Product Lead · 2022 — 2023
Amplitude Recommendations
Engagement lift
+20%
Content consumption lift
+15%
Context
Amplitude Recommendations is the ML-powered personalization engine used by media and commerce customers like HBO to drive content engagement. The system ranked content based on user behavior signals — but those signals were bottlenecked by the User Profile API, which wasn't optimised for low-latency real-time updates and lacked richer attributes like genre, SKU, or structured metadata.
Problem
In practice, HBO's 'Recommended For You' row could feel stale. If a user binged a crime series or explored a new genre, the homepage might still serve generic or older titles because profile updates weren't fast or expressive enough for the ranking model to react in near real time.
Approach
- 1Partnered with engineering to upgrade the User Profile service from a batch-oriented update model to streaming profile updates. Introduced a low-latency serving layer so ranking models could read fresh user state in near real time.
- 2Expanded the profile schema to support richer attributes including product category, SKU, and structured content metadata. This gave ranking models more granular behavioral and content signals to work with.
- 3Worked closely with data science to ensure enriched profile data was incorporated into the ranking logic. Ran controlled experiments comparing the baseline model against the enhanced real-time profile-driven model, instrumenting engagement at the recommendation unit level.
What I shipped
- ✓Upgraded User Profile service with streaming update support and a low-latency serving layer
- ✓Expanded profile schema supporting richer content and behavioral attributes
- ✓Experiment framework comparing baseline vs. real-time profile-driven ranking models
- ✓Instrumentation at the recommendation unit level for engagement measurement
Impact
- ·20% higher engagement for customers on the upgraded recommendation stack.
- ·15% more content consumption, measured at the recommendation unit level.
- ·Recommendations became dynamic and responsive — reflecting what users just watched rather than serving stale suggestions.
Learnings
- Infrastructure quality determines product quality. The ranking model was only as good as the profile data feeding it. Investing in the serving layer wasn't glamorous, but it was the actual unlock.
- Real-time beats batch for personalization. The latency gap between when something happened and when the model knew about it was the core problem. Closing that gap — not improving the ranking algorithm — drove the result.

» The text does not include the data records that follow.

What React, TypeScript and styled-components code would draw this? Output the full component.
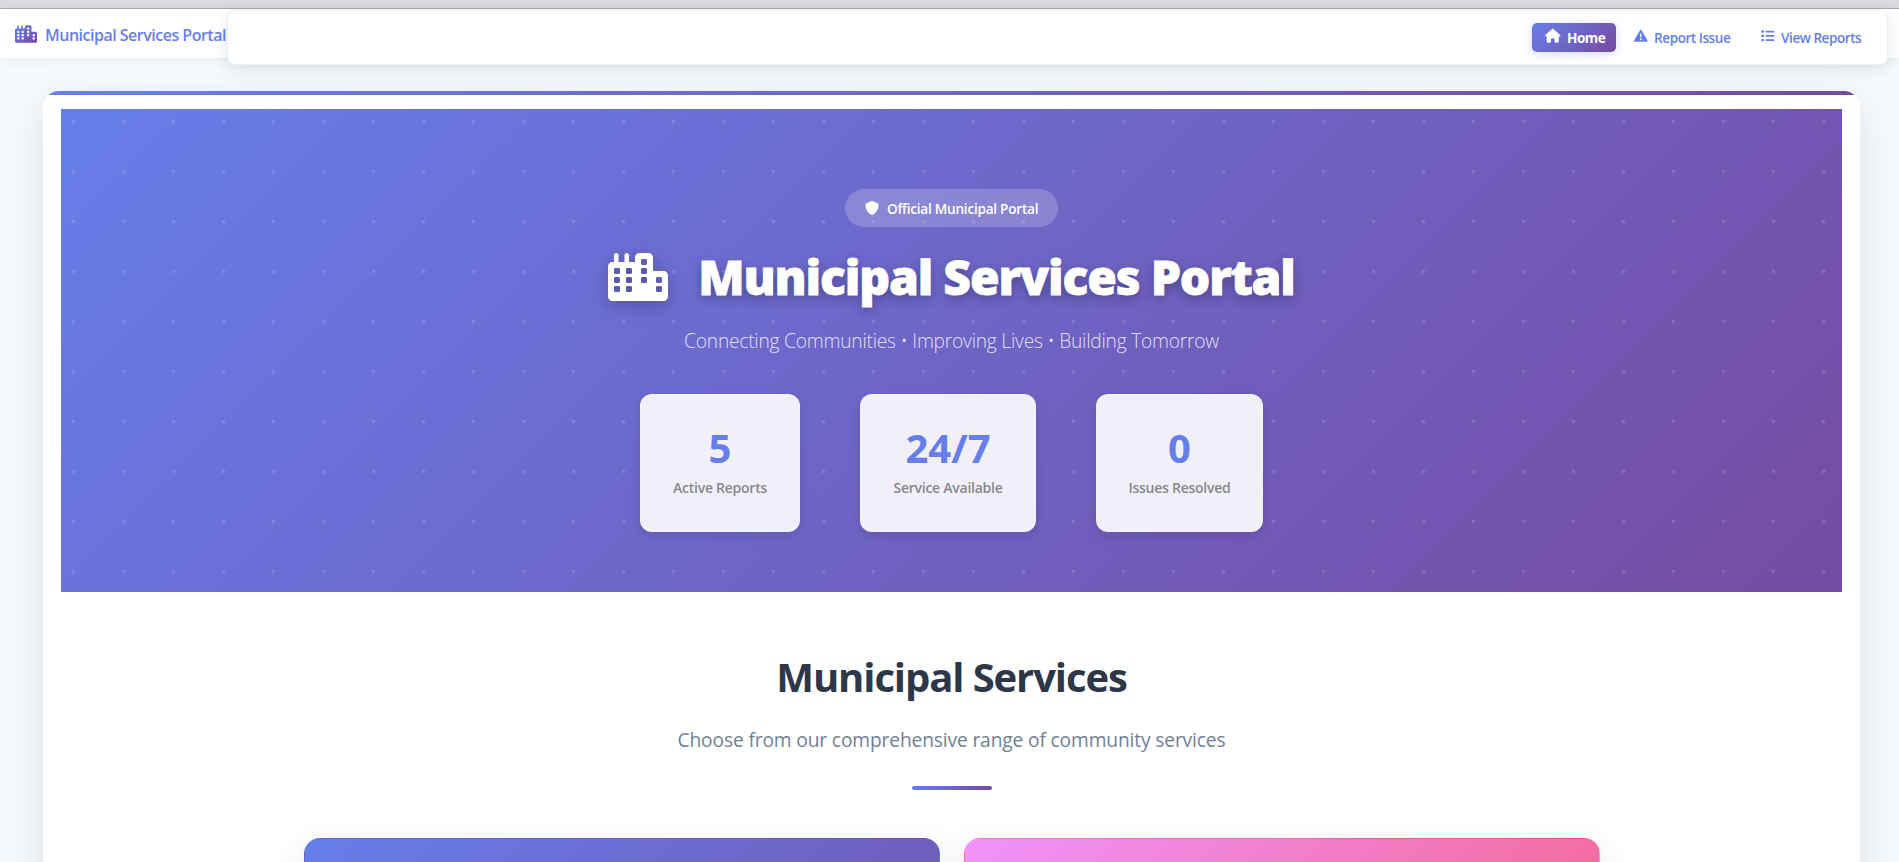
import React from "react";
import styled, { createGlobalStyle } from "styled-components";
import { FaCity, FaHouse, FaTriangleExclamation, FaList, FaShield } from "react-icons/fa6";

const brandGradient = "linear-gradient(135deg, #667eea 0%, #764ba2 100%)";

const GlobalStyle = createGlobalStyle`
  *, *::before, *::after { box-sizing: border-box; }
  html, body { margin: 0; padding: 0; }
  body {
    height: 862px;
    overflow: hidden;
    background: #f7fafc;
    font-family: "Open Sans", "Noto Sans", sans-serif;
    color: #2d3748;
  }
  h1, h2, p { margin: 0; }
`;

const Page = styled.div`
  height: 862px;
  overflow: hidden;
  background: linear-gradient(135deg, #f5fafe 0%, #f7fafc 100%);
`;

const WindowEdge = styled.div`
  height: 9px;
  background: #d9dadf;
  border-bottom: 1px solid #a9abb0;
`;

const Header = styled.header`
  position: relative;
  z-index: 2;
  display: flex;
  align-items: flex-start;
  height: 50px;
  padding: 1px 11px 0 15px;
  background: #fff;
  border-bottom: 1px solid #eeeffc;
  box-shadow: 0 2px 10px rgba(0, 0, 0, 0.05);
`;

const Brand = styled.a`
  display: flex;
  align-items: center;
  flex: none;
  gap: 8px;
  width: 212px;
  height: 49px;
  color: #667eea;
  font-size: 16px;
  font-weight: 600;
  line-height: 1;
  letter-spacing: -0.5px;
  white-space: nowrap;

  svg { margin-bottom: 2px; flex: none; }
`;

const Nav = styled.nav`
  display: flex;
  flex: 1;
  justify-content: flex-end;
  align-items: center;
  gap: 5px;
  height: 55px;
  padding: 0 11px;
  background: #fff;
  border: 1px solid #eeeffc;
  border-radius: 8px;
  box-shadow: 0 4px 16px rgba(0, 0, 0, 0.1);
`;

const NavItem = styled.a<{ $active?: boolean; $width: number }>`
  display: flex;
  align-items: center;
  justify-content: flex-start;
  width: ${(p) => p.$width}px;
  height: 29px;
  padding-left: 13px;
  border-radius: 5px;
  color: ${(p) => (p.$active ? "#fff" : "#667eea")};
  background: ${(p) => (p.$active ? brandGradient : "none")};
  box-shadow: ${(p) => (p.$active ? "0 2px 8px rgba(102, 126, 234, 0.3)" : "none")};
  font-size: 13.6px;
  font-weight: ${(p) => (p.$active ? 700 : 600)};
  letter-spacing: -0.48px;
  white-space: nowrap;

  svg { flex: none; margin: 0 6.5px 3px 0; }
`;

const Main = styled.main`
  position: relative;
  width: 1817px;
  height: 900px;
  margin: 32px 0 0 43px;
  padding: 18px;
  background: #fff;
  border-radius: 16px;
  box-shadow: 0 10px 40px rgba(0, 0, 0, 0.1);
`;

const AccentClip = styled.div`
  position: absolute;
  inset: 0;
  border-radius: 16px;
  overflow: hidden;
  pointer-events: none;

  &::before {
    content: "";
    display: block;
    height: 4px;
    background: linear-gradient(90deg, #667eea, #764ba2);
  }
`;

const Hero = styled.section`
  display: flex;
  flex-direction: column;
  align-items: center;
  height: 483px;
  padding-top: 80px;
  background:
    radial-gradient(circle at 12.5px 12.5px, rgba(255, 255, 255, 0.13) 1.7px, transparent 2.2px) 0 0 / 50px 50px,
    ${brandGradient};
`;

const Badge = styled.div`
  display: flex;
  align-items: center;
  gap: 8px;
  width: 213px;
  height: 38px;
  padding-left: 20px;
  border-radius: 19px;
  background: rgba(255, 255, 255, 0.2);
  color: #fff;
  font-size: 13.6px;
  font-weight: 600;
  letter-spacing: -0.25px;
  white-space: nowrap;

  svg { flex: none; }
`;

const HeroTitle = styled.h1`
  display: flex;
  align-items: center;
  gap: 30px;
  height: 58px;
  margin-top: 21px;
  color: #fff;
  font-size: 48px;
  font-weight: 800;
  line-height: 58px;
  letter-spacing: -1.15px;
  white-space: nowrap;
  text-shadow: 0 4px 12px rgba(0, 0, 0, 0.3);
  -webkit-text-stroke: 0.8px #fff;

  svg { filter: drop-shadow(0 4px 8px rgba(0, 0, 0, 0.25)); }
`;

const HeroSubtitle = styled.p`
  height: 32px;
  margin-top: 19px;
  color: rgba(255, 255, 255, 0.8);
  font-size: 19.2px;
  font-weight: 300;
  line-height: 32px;
  letter-spacing: -0.23px;
  white-space: nowrap;
`;

const Stats = styled.div`
  display: flex;
  gap: 60px;
  margin-top: 37px;
`;

const StatCard = styled.div<{ $width: number }>`
  display: flex;
  flex-direction: column;
  align-items: center;
  width: ${(p) => p.$width}px;
  height: 138px;
  padding-top: 31px;
  border: 1px solid rgba(255, 255, 255, 0.3);
  border-radius: 12px;
  background: rgba(255, 255, 255, 0.9);
  box-shadow: 0 4px 12px rgba(0, 0, 0, 0.1);
`;

const StatValue = styled.div`
  color: #667eea;
  font-size: 40px;
  font-weight: 700;
  line-height: 44px;
`;

const StatLabel = styled.div`
  margin-top: 7px;
  color: #88888d;
  font-size: 14px;
  font-weight: 600;
  line-height: 22px;
  letter-spacing: -0.25px;
  white-space: nowrap;
`;

const SectionHead = styled.div`
  display: flex;
  flex-direction: column;
  align-items: center;
  padding-top: 61px;
`;

const SectionTitle = styled.h2`
  color: #2d3748;
  font-size: 40px;
  font-weight: 700;
  line-height: 48px;
  letter-spacing: -1.1px;
`;

const SectionText = styled.p`
  margin-top: 23px;
  color: #718096;
  font-size: 19.2px;
  line-height: 32px;
  letter-spacing: -0.14px;
`;

const Divider = styled.div`
  width: 80px;
  height: 4px;
  margin-top: 30px;
  border-radius: 2px;
  background: linear-gradient(90deg, #667eea, #764ba2);
`;

const ServiceGrid = styled.div`
  display: grid;
  grid-template-columns: 1fr 1fr;
  gap: 24px;
  width: 1296px;
  margin: 48px auto 0;
`;

const ServiceCard = styled.article<{ $from: string; $to: string }>`
  height: 400px;
  border: 1px solid transparent;
  border-radius: 16px;
  background: linear-gradient(135deg, ${(p) => p.$from} 0%, ${(p) => p.$to} 100%);
  box-shadow: 0 8px 32px rgba(0, 0, 0, 0.1);
`;

const GradientDefs = styled.svg`
  position: absolute;
`;

const BrandMark = styled(FaCity)`
  path { fill: url(#brand-fill); }
`;

const BrandIcon = () => (
  <>
    <GradientDefs width="0" height="0">
      <linearGradient id="brand-fill" x1="0" y1="0" x2="1" y2="1">
        <stop offset="0" stopColor="#667eea" />
        <stop offset="1" stopColor="#764ba2" />
      </linearGradient>
    </GradientDefs>
    <BrandMark size={22} />
  </>
);

const stats = [
  { value: "5", label: "Active Reports", width: 160 },
  { value: "24/7", label: "Service Available", width: 176 },
  { value: "0", label: "Issues Resolved", width: 167 },
];

export default function App() {
  return (
    <Page>
      <GlobalStyle />
      <WindowEdge />
      <Header>
        <Brand>
          <BrandIcon />
          Municipal Services Portal
        </Brand>
        <Nav>
          <NavItem $active $width={84}><FaHouse size={15.5} />Home</NavItem>
          <NavItem $width={122}><FaTriangleExclamation size={13.6} />Report Issue</NavItem>
          <NavItem $width={128}><FaList size={13.6} />View Reports</NavItem>
        </Nav>
      </Header>
      <Main>
        <AccentClip />
        <Hero>
          <Badge><FaShield size={14} />Official Municipal Portal</Badge>
          <HeroTitle><FaCity size={60} />Municipal Services Portal</HeroTitle>
          <HeroSubtitle>Connecting Communities • Improving Lives • Building Tomorrow</HeroSubtitle>
          <Stats>
            {stats.map((s) => (
              <StatCard key={s.label} $width={s.width}>
                <StatValue>{s.value}</StatValue>
                <StatLabel>{s.label}</StatLabel>
              </StatCard>
            ))}
          </Stats>
        </Hero>
        <SectionHead>
          <SectionTitle>Municipal Services</SectionTitle>
          <SectionText>Choose from our comprehensive range of community services</SectionText>
          <Divider />
        </SectionHead>
        <ServiceGrid>
          <ServiceCard $from="#667eea" $to="#764ba2" />
          <ServiceCard $from="#f093fb" $to="#f5576c" />
        </ServiceGrid>
      </Main>
    </Page>
  );
}
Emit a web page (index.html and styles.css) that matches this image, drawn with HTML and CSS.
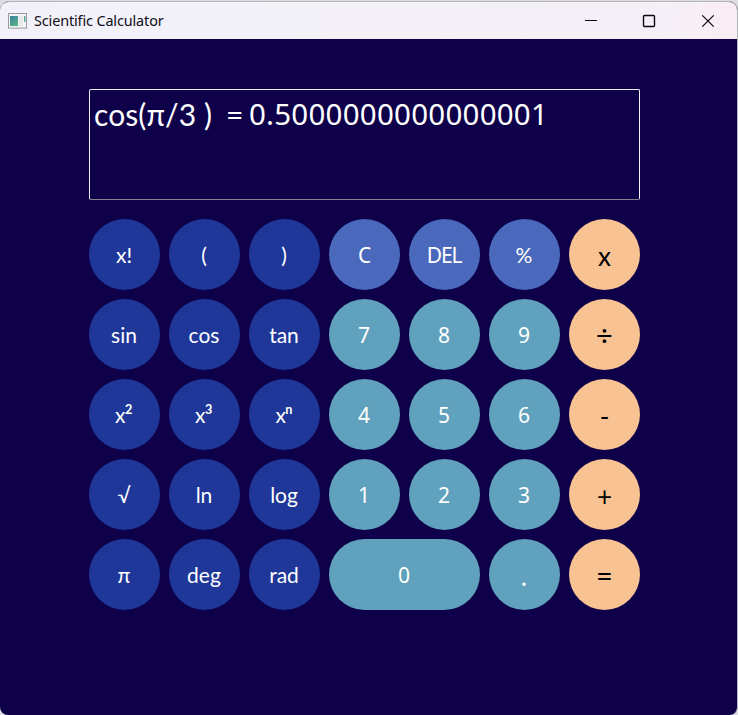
FILE: index.html
```html
<!DOCTYPE html>
<html lang="en">
<head>
<meta charset="utf-8">
<title>Scientific Calculator</title>
<link rel="stylesheet" href="styles.css">
</head>
<body>
<div class="window">
  <header class="titlebar">
    <svg class="app-icon" width="19" height="16" viewBox="0 0 19 16">
      <defs>
        <linearGradient id="pane" x1="0" y1="0" x2="0.6" y2="1"><stop offset="0" stop-color="#3f7fa3"/><stop offset="1" stop-color="#56b184"/></linearGradient>
      </defs>
      <rect x="0.5" y="0.5" width="18" height="14.6" fill="#f4f4f4" stroke="#969ba2"/>
      <rect x="2" y="3" width="8" height="10" fill="url(#pane)"/>
      <rect x="11" y="3" width="4" height="10" fill="#e6e8e8"/>
      <rect x="16" y="3" width="1.5" height="6" fill="#5bab95"/>
    </svg>
    <h1 class="title">Scientific Calculator</h1>
    <svg class="controls" width="132" height="14" viewBox="0 0 132 14" fill="none" stroke="#0b0711" stroke-width="1.2">
      <path d="M0 6.5h12"/>
      <rect x="58.5" y="1.5" width="11" height="11" rx="1" stroke-width="1.4"/>
      <path d="M117.3 1.3l11.4 11.4M128.7 1.3L117.3 12.7"/>
    </svg>
  </header>
  <main class="calculator">
    <div class="display"><span class="expr">cos(π/3 )</span><span class="eq">=</span><span class="result">0.5000000000000001</span></div>
    <div class="keys">
      <button class="key fn">x!</button><button class="key fn">(</button><button class="key fn">)</button><button class="key edit">C</button><button class="key edit">DEL</button><button class="key edit pct">%</button><button class="key op">x</button>
      <button class="key fn">sin</button><button class="key fn">cos</button><button class="key fn">tan</button><button class="key">7</button><button class="key">8</button><button class="key">9</button><button class="key op sign">÷</button>
      <button class="key fn">x<span class="power">²</span></button><button class="key fn">x<span class="power">³</span></button><button class="key fn">x<span class="power">ⁿ</span></button><button class="key">4</button><button class="key">5</button><button class="key">6</button><button class="key op">-</button>
      <button class="key fn">√</button><button class="key fn">ln</button><button class="key fn">log</button><button class="key">1</button><button class="key">2</button><button class="key">3</button><button class="key op">+</button>
      <button class="key fn">π</button><button class="key fn">deg</button><button class="key fn">rad</button><button class="key wide">0</button><button class="key dot">.</button><button class="key op sign">=</button>
    </div>
  </main>
</div>
</body>
</html>
```
FILE: styles.css
```css
* { box-sizing: border-box; }
body { margin: 0; padding-top: 1px; background: #dedde2; width: 738px; height: 715px; overflow: hidden; }
.window { width: 738px; height: 714px; border: 1px solid #b5b4b9; border-width: 1px 1px 0 0; border-radius: 9px 9px 8px 8px; background: #0f0149; overflow: hidden; }
.titlebar { display: flex; align-items: center; height: 37px; padding: 0 20px 0 8px; background: linear-gradient(100deg, #f2f1f9 0%, #f5f0f8 88%, #faedf5 100%); }
.app-icon { flex: none; }
.title { margin: 0 auto 0 7px; font: 400 14.4px/20px "Noto Sans", sans-serif; letter-spacing: -0.12px; color: #100d16; white-space: nowrap; }
.controls { flex: none; }
.calculator { width: 551px; margin: 50px 0 0 89px; }
.display { display: flex; height: 111px; padding: 5px 0 0 4px; border: 1px solid #f1f0f5; border-bottom-color: #87848f; border-radius: 2px; color: #fff; font: 400 30px/38px Lato, sans-serif; white-space: pre; }
.expr { width: 118px; letter-spacing: 0.1px; }
.eq { width: 23px; margin-left: 14px; }
.result { font-family: "Noto Sans", sans-serif; font-size: 29.5px; letter-spacing: 0.24px; }
.keys { display: grid; grid-template-columns: repeat(7, 71px); grid-auto-rows: 71px; gap: 9px; margin-top: 19px; }
.key { display: flex; align-items: center; justify-content: center; padding: 1px 1px 0 0; border: 0; border-radius: 36px; background: #60a2bd; color: #fff; font: 400 21px/28px "Noto Sans", sans-serif; }
.fn { background: #1f3799; font-family: Lato, "Noto Sans", sans-serif; }
.power { font-size: 25px; margin-left: -1px; }
.edit { background: #4b69bc; letter-spacing: -1.2px; }
.pct { font-family: Lato, sans-serif; letter-spacing: 0; }
.op { padding: 3px 0 0; background: #f9c292; color: #000; font-family: Lato, sans-serif; font-size: 26px; }
.sign { font-size: 29px; padding-top: 1px; }
.wide { grid-column: span 2; }
.dot { padding-top: 3px; font-size: 26px; }
```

- Measure at the unit level. Aggregate engagement metrics masked what was happening at the recommendation row. Instrumenting individual recommendation units let us attribute impact cleanly and run tighter experiments.
One key tradeoff
Decision
Upgrade the shared User Profile service vs. build a lightweight real-time profile layer just for Recommendations
Rationale
A Recommendations-specific layer would have been faster to ship but created divergent profile representations across the platform. Upgrading the shared service took longer but benefited every downstream consumer of user data.
The tradeoff
The shared service approach added coordination overhead and slowed the initial rollout by about 6 weeks. Worth it — the improved profile layer was later used by the Audiences and Cohorts products as well.